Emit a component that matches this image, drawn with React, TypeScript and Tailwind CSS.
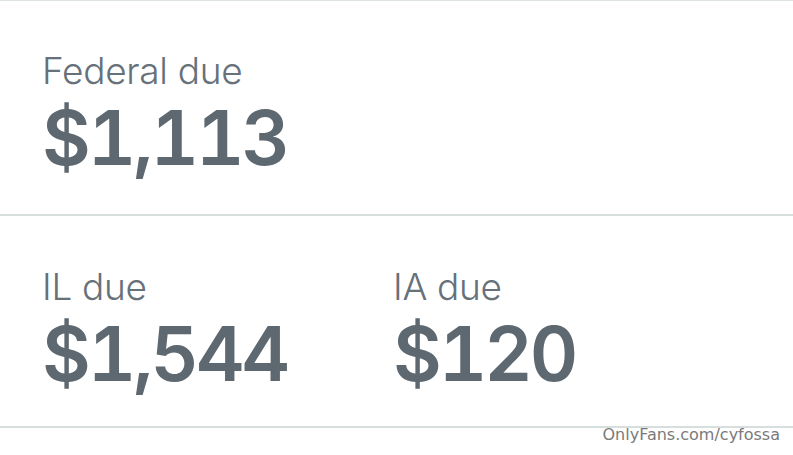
import React from "react";

interface DueItem {
  label: string;
  amount: string;
}

const FEDERAL: DueItem = { label: "Federal due", amount: "$1,113" };

const STATES: DueItem[] = [
  { label: "IL due", amount: "$1,544" },
  { label: "IA due", amount: "$120" },
];

function DueBlock({ item }: { item: DueItem }) {
  return (
    <div className="flex flex-col">
      <div className="text-[37px] leading-none font-light text-[#66717a] tracking-[-0.3px]">
        {item.label}
      </div>
      <div className="mt-[11px] text-[75px] leading-none font-semibold text-[#5d6870] tabular-nums tracking-[-3px]">
        {item.amount}
      </div>
    </div>
  );
}

export default function App() {
  return (
    <div className="relative h-[455px] w-full bg-white overflow-hidden font-['Inter',sans-serif]">
      {/* Federal section */}
      <div className="h-[214px] border-t border-[#dde3e3] px-[42px] pt-[51px]">
        <DueBlock item={FEDERAL} />
      </div>

      {/* State sections */}
      <div className="h-[214px] border-t-2 border-b-2 border-[#d7dede] px-[42px] pt-[52px] flex">
        {STATES.map((s) => (
          <div key={s.label} className="w-[351px] shrink-0">
            <DueBlock item={s} />
          </div>
        ))}
      </div>

      {/* Watermark */}
      <div className="absolute right-[13px] top-[423px] text-[16px] text-[#7a7a7a] font-['DejaVu_Sans',sans-serif]">
        OnlyFans.com/cyfossa
      </div>
    </div>
  );
}
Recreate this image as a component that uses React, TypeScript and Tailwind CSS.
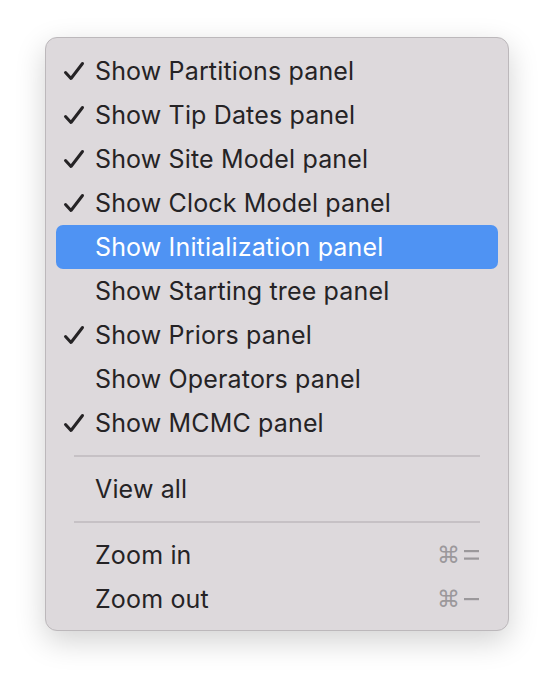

= = = = = = =

**Exercise**
Transcribe every entry above exactly. Omit all pictures.

**Correct result**
Emit a component that matches this image, drawn with React, TypeScript and Tailwind CSS.
import React from "react";

interface DueItem {
  label: string;
  amount: string;
}

const FEDERAL: DueItem = { label: "Federal due", amount: "$1,113" };

const STATES: DueItem[] = [
  { label: "IL due", amount: "$1,544" },
  { label: "IA due", amount: "$120" },
];

function DueBlock({ item }: { item: DueItem }) {
  return (
    <div className="flex flex-col">
      <div className="text-[37px] leading-none font-light text-[#66717a] tracking-[-0.3px]">
        {item.label}
      </div>
      <div className="mt-[11px] text-[75px] leading-none font-semibold text-[#5d6870] tabular-nums tracking-[-3px]">
        {item.amount}
      </div>
    </div>
  );
}

export default function App() {
  return (
    <div className="relative h-[455px] w-full bg-white overflow-hidden font-['Inter',sans-serif]">
      {/* Federal section */}
      <div className="h-[214px] border-t border-[#dde3e3] px-[42px] pt-[51px]">
        <DueBlock item={FEDERAL} />
      </div>

      {/* State sections */}
      <div className="h-[214px] border-t-2 border-b-2 border-[#d7dede] px-[42px] pt-[52px] flex">
        {STATES.map((s) => (
          <div key={s.label} className="w-[351px] shrink-0">
            <DueBlock item={s} />
          </div>
        ))}
      </div>

      {/* Watermark */}
      <div className="absolute right-[13px] top-[423px] text-[16px] text-[#7a7a7a] font-['DejaVu_Sans',sans-serif]">
        OnlyFans.com/cyfossa
      </div>
    </div>
  );
}
Recreate this image as a component that uses React, TypeScript and Tailwind CSS.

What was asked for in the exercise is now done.